Probably the last of these I’ll do for a little while, but perhaps the one with the broadest current public interest.
One of the interesting things about the shutting of airspace due to volcanic ash is that – for most people – it was a completely alien concept prior to the Eyjafjall eruption last spring. Since then there have been several other high profile airspace closures due to ash – notably the Grimsvötn eruption earlier this year, and the Puyehue-Cordón eruption which is currently ongoing. The first shut down European airspace, while the second cycled itself around the southern hemisphere making things exciting for South America, Australia, New Zealand, Chile and Argentina.
In actual fact airspace closures due to volcanic activity are nothing new – following events such as the 1982 Speedbird 9 incident over Indonesia (where all four engines on a British Airways 747 failed while flying through an ashcloud), and the 1989 Mt Redoubt KLM incident (another 747 with all 4 engines shut down) the Volcanic Ash Advisory Centres (VAAC) were set up and it became standard practise to shut airspace around active eruptions. The reason we were so suddenly made aware of it only last year is that the Eyjafjall eruption was the first to really smother routes which could not simply be bypassed. Some of the busiest airspace in the world was shut down. To be honest, the only reason it came as a surprise to us this late in the game is that Iceland’s volcanoes have been unusually quiet over the last 30 years.
One of the big debates regarding the hazard assessment of these events is at what level ash concentrations become dangerous to aircraft. That’s all very well as an academic debate, and certainly there is evidence that the various aviation authorities have the current thresholds very much on the safe side of the line. However, what interests me more is how the maps of ash concentration are derived.

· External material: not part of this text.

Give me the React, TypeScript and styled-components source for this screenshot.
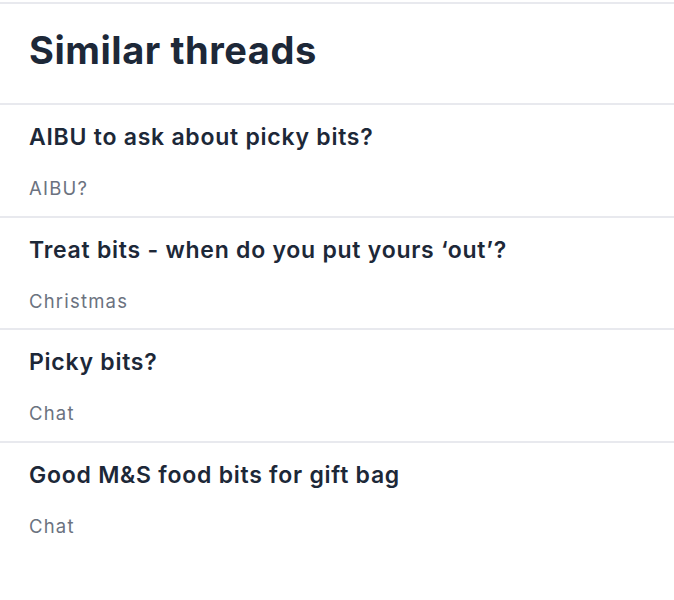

A number of numerical models are used to model ash dispersal, but what it comes down to is that an artificial column of ash is injected into a simulated atmosphere, and then weather transport modelling is used to forecast where the ash goes. This information is then fed to civil agencies and governments to use in declaring areas safe or unsafe. A lovely example of the kind of graphics is shown below, showing ash dispersal after 10 days of the Puyehue-Cordón eruption in Chile, courtesy of the Canadian Met Office.
That’s lovely, and businesses and governments love these things, and they look pretty on news sites. Reading the rabid rantings of Daily Mail readers, deploring the nanny-state shutdown of airspace when there’s so little ash in such-and-such an area you might be forgiven for thinking we’ve nailed the problem and just need to revise our sensitivity to flying through this stuff. However, there are fundamental weaknesses with these models which simply are not communicated to the public.
Firstly, and most importantly – all the dispersion data is processed using weather modelling algorithms. When was the last time you trusted a weather forecast to get things correct?
Secondly, many of these models don’t even include realistic ash loads – they simply inject specific grain sizes into the atmosphere at pre-set altitudes and hope that what they see is realistic dispersal. It may be, it may not be. We have little data to refute or support.
Thirdly, in order to correctly measure and forecast ash dispersal, we have to know precisely what the source is doing. In other words – what is the eruption plume doing? For example:
- How tall is it
- How wide is it
- How is height varying with time
- How is width varying with time
- What velocity are particles being ejected at
- What is the temperature of the material coming out
- What is the size distribution of the material coming out
The vast majority of eruption plumes are first identified by satellite observation, which gives us no information on altitude, and certainly nothing on what the actual plume width is (this is hidden by the spreading mushroom-cloud-like blanket at the top of the plume). Data on variation in plume height and width are only really possible by on-site observation (e.g. webcams, assuming the field of view is appropriate to actually observe these things). The rest of the variables are basically out of the question even at the most highly monitored volcanoes. This will give you an idea of the kind of update you might get from an extraordinarily well monitored volcano.
The simulations we have at the moment are first-order-accurate at best, and pretty damn hand-wavy about the input parameters. The message to take away is that while we can model what happens when ash plumes are injected into the atmosphere, do not think for a moment we are accurately modelling what an actual ash plume is doing as it is injected into the atmosphere. The very fact that test flights went up and were not measuring the same concentrations as had been predicted tells you something about how poorly understood the system is, and until someone can tell you where that extra ash actually is, I would be extremely cautious about believing any of those nice pretty dispersal maps.